RFDiffusion scaffold benchmark #4

Open JoshuaMeyers opened 2 weeks ago

JoshuaMeyers commented 2 weeks ago

Hey Guys, Cool work its a really nice read. Just a quick comment that I believe the motif scaffolding benchmark as you have implemented does not match the RFDiffusion motifs exactly. The three cases which have small, medium and large scaffolds (6exz, 6e6r, 5trv) are minorly different in the RFDiffusion outputs when compared with your PDB file specifications. This is likely because RFDiffusion seem to index these files differently... I thought I'd flag it in any case.

For example if you download the output sequences from RFDiffusion paper (https://figshare.com/s/439fdd59488215753bc3), and look at the file Motif_scaffolding_benchmark.fasta. You will see that for 6exz the fixed motif is HLE...FMLA while in your file it is LET...MLAE (i.e. offset by one). This is similarly true of the other two cases I mention.

Let me know if you disagree, we hit this minor gotcha a few weeks ago.

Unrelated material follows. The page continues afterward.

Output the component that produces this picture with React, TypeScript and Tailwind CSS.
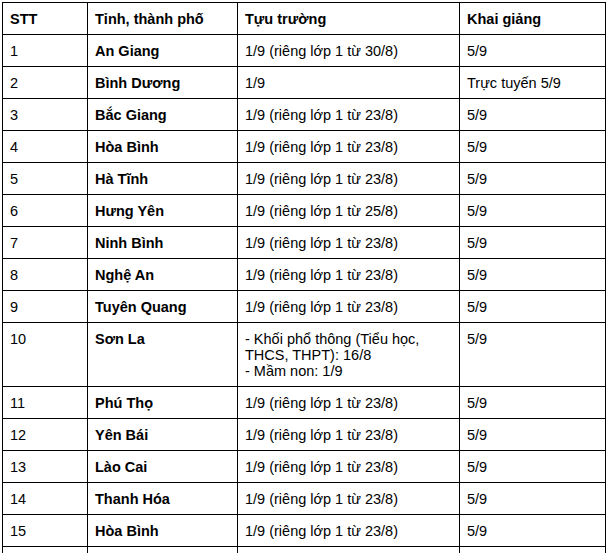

yeqinglin commented 2 weeks ago

Hi @JoshuaMeyers Thank you very much for pointing this out. We follow the specification from the RFDiffusion paper for this motif scaffolding benchmark, and the fixed motif might be minorly different because of reindexing. We would double check with our motif files again. However, we believe that this should not affect our performance comparisons since we evaluate both RFDiffusion and Genie 2 using the same set of motif files.